Yeah. In general, it's more efficient to pass rvalues by value, because the compiler can avoid copying them and simply move them (and at least some of the time, it doesn't even need to move them, though I don't know enough about how stuff is implemented at that level to know whether it can always avoid even having to move rvalue arguments; it can certainly avoid copying them though). If you pass in an rvalue by reference (via const& in C++ or by the proposed non-templated auto ref in D), then you actually increase the odds that the argument will have to be copied. And if no copy is needed anywhere, then I believe that passing an rvalue by ref and passing it by value end up being more or less equivalent. So, the end result is that it's not actually beneficial to pass an rvalue by reference rather than by value.

The problem that you run into is that if you want a parameter to accept both lvalues and rvalues, then the more efficient thing for rvalues is to pass by value, whereas the more efficient thing to do for lvalues is to pass by reference, and const& in C++ forces you to pass by ref, whereas passing by value... forces passing by value. The same would go with the non-templated auto ref. However, the templated auto ref avoids that by inferring the refness of the argument and thus automatically accepts rvalues by value and lvalues by reference. So, you end up passing arguments efficiently regardless of whether they're lvalues or rvalues; it's just that it costs you a lot of template bloat in the process.

But a lot of programmers are used to simply using const& everywhere in C++, because prior to C++11, rvalues couldn't generally be moved, because there were no move constructors, and C++ doesn't disallow stuff like having a class/struct on the stack having a pointer to one of its members (which D does disallow - or at least assumes you won't do), and so the best way to avoid extra copies was to ensure that you passed by const& as much as possible.
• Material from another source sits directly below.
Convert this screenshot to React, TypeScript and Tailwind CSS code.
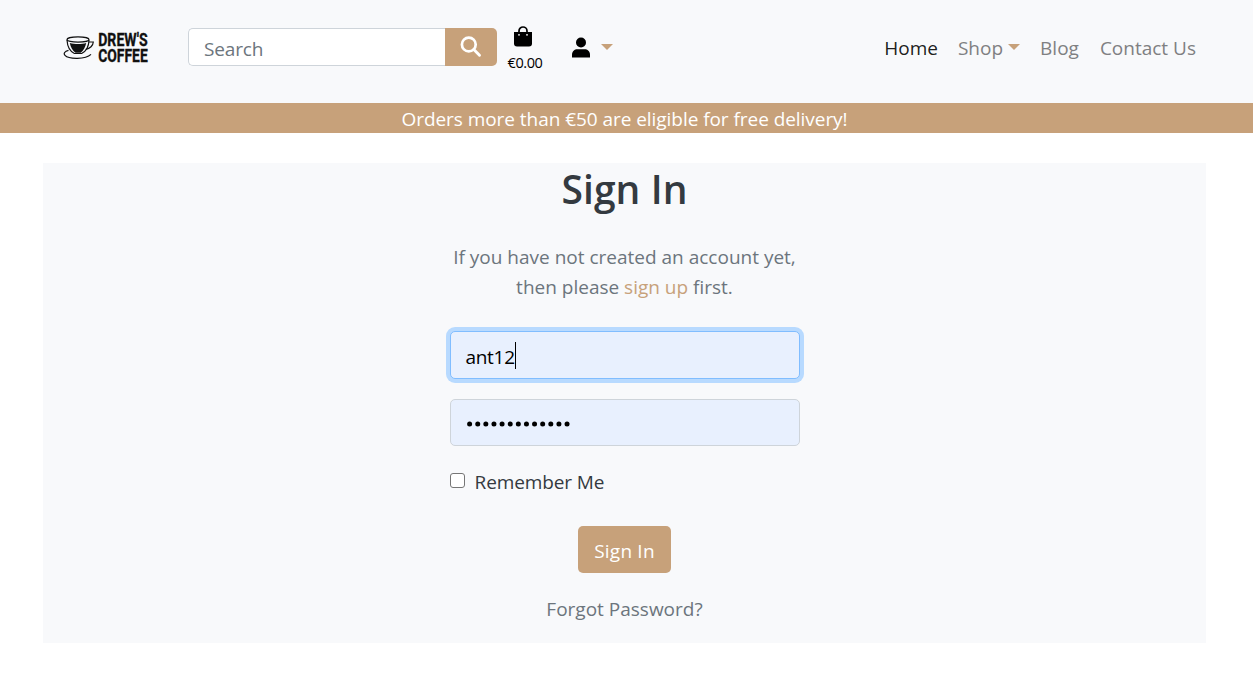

But with C++11, the situation becomes much more complicated, and figuring out what the most efficient thing to do is not as straightforward. And AFAIK, C++ has nothing like our templated auto ref that allows you to efficiently accept both lvalues and rvalues (but maybe that's where perfect forwarding comes in; I don't know; I really need to read up on it), leaving you to figure out whether having a function take its arguments by value or const& is more efficient based on what your function does.

Ultimately, it really doesn't seem like there's a simple rule of them that is going to give you efficiency in general. You need to understand the various pros and cons of how arguments are passed if you want to eke out extra efficiency.

Though in general, if you simply avoid having particularly large structs on the stack, I would think that just passing arguments by value as the default would be the best way to go and worrying about how to pass more efficiently when profiling shows that it's necessary. But having auto ref for non-templated functions will give us another tool in the toolbox for adjusting how function arguments are passed in code that cares.

Of course, if you have large structs for whatever reason, that makes the situation more complicated, but the best way to handle that will likely depend on your code.

The only real question I see is whether it's worth using a new attribute (as opposed to auto ref) so that we can use it with templated functions as well, allowing folks to pass rvalues by reference with templated functions if they need to avoid the template bloat or it actually turns out that that's more efficient in that case. As I understand it though, it's pretty much always more efficient to pass rvalues by value. And if that's indeed the case, the only real gain that I see by using a new attribute is that it allows us to avoid template bloat when it needs to be avoided.